This feature is part of our 2023 Next Wave Awards.
Los Angeles has no shortage of beautiful watering holes, but few are as well rounded as Mírate. Opened by cinematographer-turned-restaurateur Matthew Egan and chef Joshua Gil as a sibling establishment to Mírame, the duo’s first wholly Mexican restaurant and cocktail bar is as revolutionary as it is picturesque. The multi-level space is verdant and romantic, with plants and low lighting warming its many corners. But the guests don’t come for the greenery. They come to enjoy one of the most innovative food and beverage programs in the game.

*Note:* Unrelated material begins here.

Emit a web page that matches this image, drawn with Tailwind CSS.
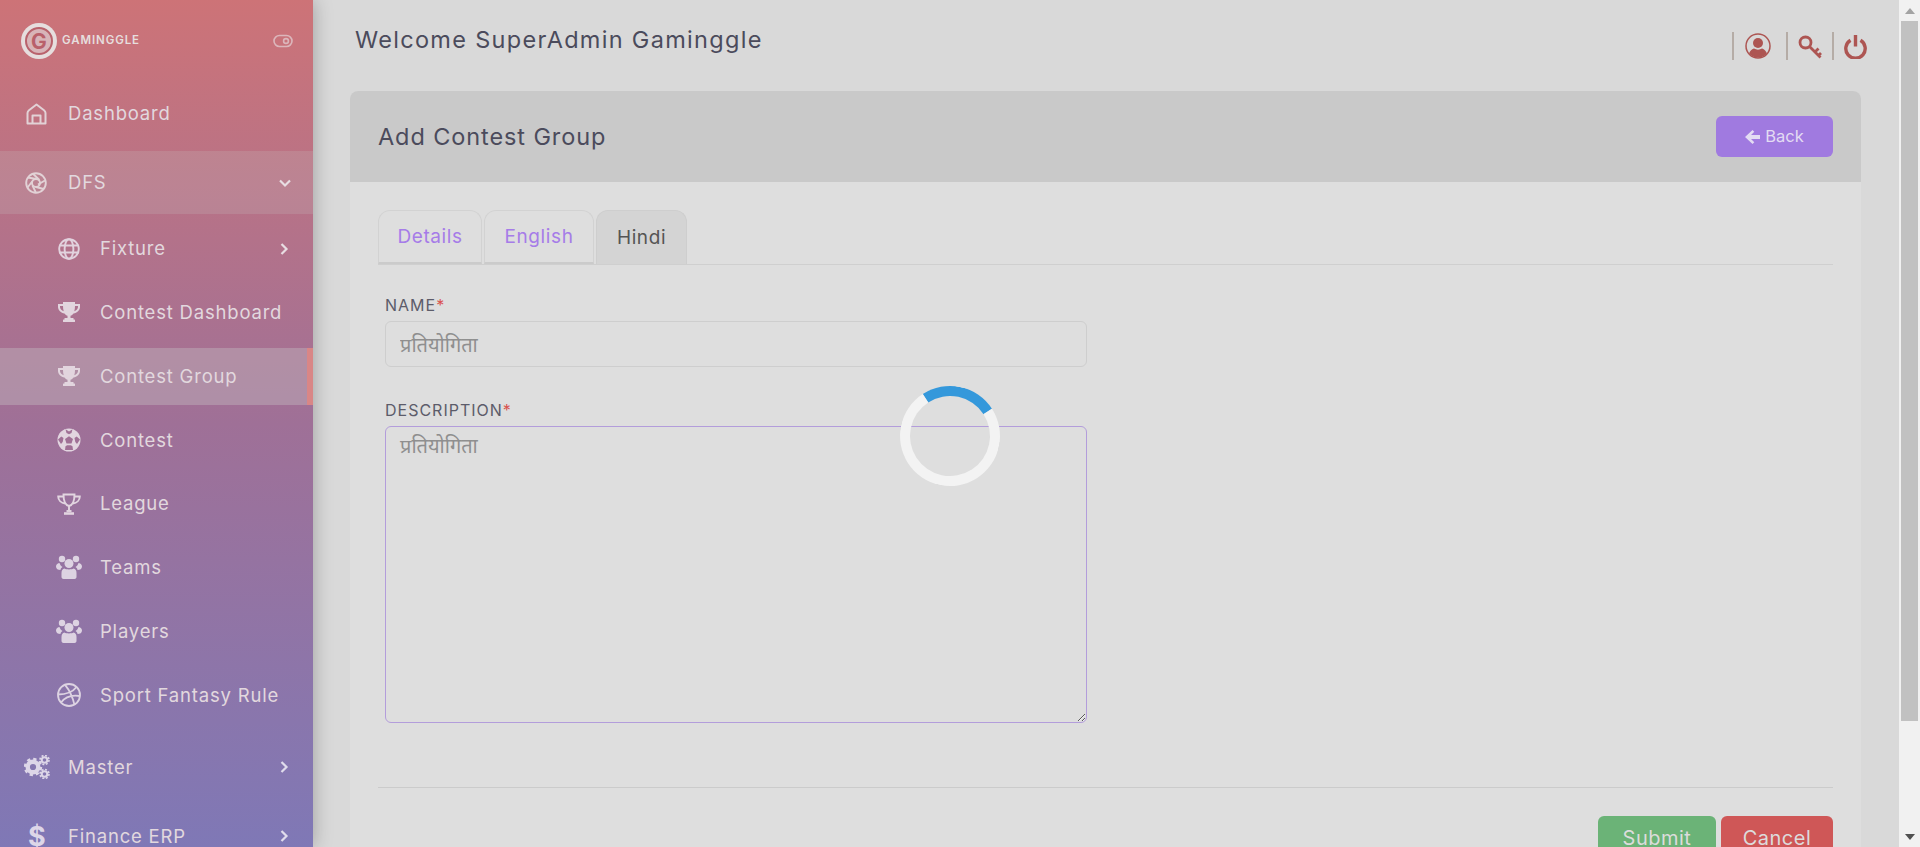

With industry and Gracias Madre veteran (and 2022 VP 50 winner) Maxwell Reis at the bar’s helm as beverage director, Mírate boasts an all-Mexican beverage program of cocktails, spirits, wine, and yes, even sake. Curating the space’s selection even further, the team is scrupulous in their product selections. Egan says they make a point to source wine and spirits exclusively from producers that practice sustainable sourcing and maintain the integrity of their products, especially when it comes to tequila (read: no additives or celebrity brands.)
“We’re really after making sure that we are telling the story that we want to tell with why we sell the spirits and the beverages that we do, and the cocktails follow suit,” Egan says. “I don’t know if this is pretentious or not, but when Max and I were working on the bar program, we [wanted] to make sure that everything we do and sell is the most creative that it could be — that people typically couldn’t go into another Mexican restaurant or their home bar and whip up one of our cocktails or make one of our tacos.”
The resulting menu is definitively not pretentious, yet entirely singular. Thanks to Gil’s culinary background and Reis’s career behind the stick, one would be hard-pressed to find a worthy imitation of a Mírate cocktail anywhere else. Lacto-fermented chorizo, avocado-washed Cascahuín, and house-made mole bitters all make appearances on the current menu. The Carajillo riff has a whimsical marzipan twist, and the clarified milk punch, La Sonadora, features goat milk as its dairy element. Even the basic bar ingredients are exclusive to the operation: To avoid using agave sweetener, an often highly processed alternative to sugar used heavily in Margaritas, Reis created his own more sustainable sugar blend called “nogave” that maintains the earthy flavor of the agave plant.
And even though Egan says Mírate “leads with beverage,” the food options are equally innovative — think scallop tlayudas topped with uni sofrito and sea bean-studded aguachile. Gil’s interpretations of the classics, too, are exemplary, like the jalapeño cornbread with cheddar and whipped honey butter, tacos stuffed with 12-hour brisket, and wood oven-roasted lobster paired with esquites.
In short, when it comes to L.A.’s cocktail bar scene — hell, the whole country’s — it’s a chess-versus-checkers situation, and we know which one Mírate is playing.